Even water is a problem. 120,000-140,000 liters will provide drinking water for 40,000 people for one day. All that water costs about $300,000 to send. Organizations can use portable water purification units and provide just as much water but it only costs around $300. Most water also stays unused and sending plastic water bottles obviously wastes money. We need to be more careful of what we donate when thinking about helping others during a natural disaster.

 

When you want to help others in need after they have experienced a natural disaster, money is the best thing to send. Even just a few dollars will do the trick. It's not about much you donate but about how much love and care went into that donation.

 

Most people want to send clothes or food and think that it will clothe and feed someone but it does not do that and that is why money is best to send. Money can buy anything.

 

Maybe one of the reasons people prefer to send items rather that money is because they want their item to actually help others. All money donations help others.
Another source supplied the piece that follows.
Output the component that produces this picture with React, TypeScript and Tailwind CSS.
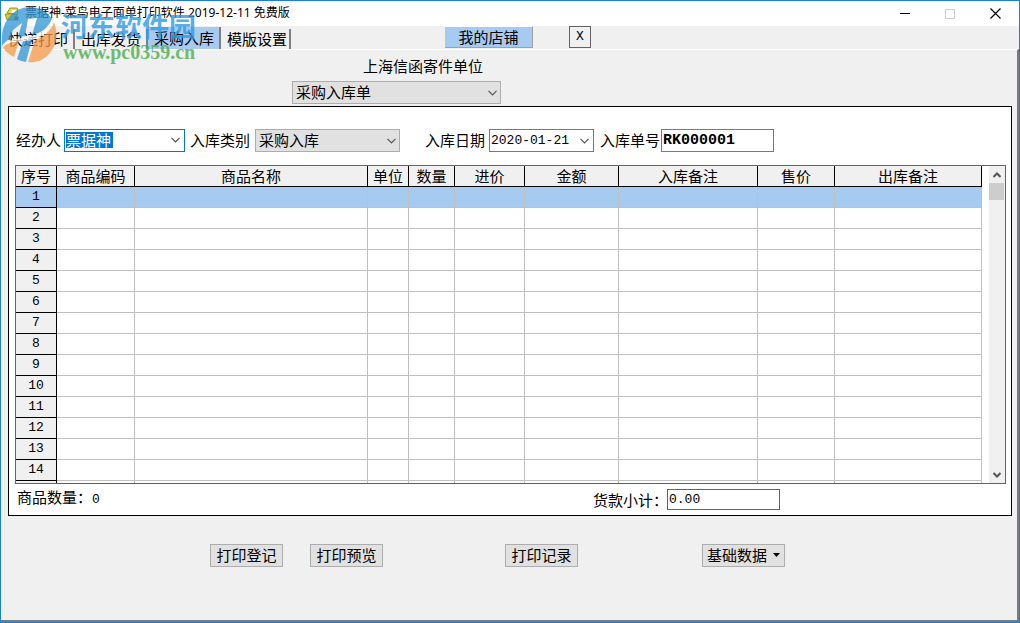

Whether it's providing money for the government to send clean-up supplies, to buy plane tickets for disaster response workers to go and rebuild homes, to provide water for a whole town, or give food to those with none, money will make a big difference. Money can buy things people cannot donate and it can travel across the world faster than any plane full of donations. Money can even buy things for the long term and most organizations can only provide around $30,000 for one disaster. When thinking about helping others after a natural disaster, use money.

 

When a natural disaster strikes and it does a lot of damage, people want to donate clothing and water but really, they should donate money. Money can do a whole lot of good but sending clothing and water creates another disaster that relief workers have no time for.

 

When you can’t think of anything to do that would help others, don’t go to your closet and start cleaning, go raise some money to help both the organizations working against those natural disasters and the people who were impacted by the natural disaster.

 

*  Name withheld to protect her privacy.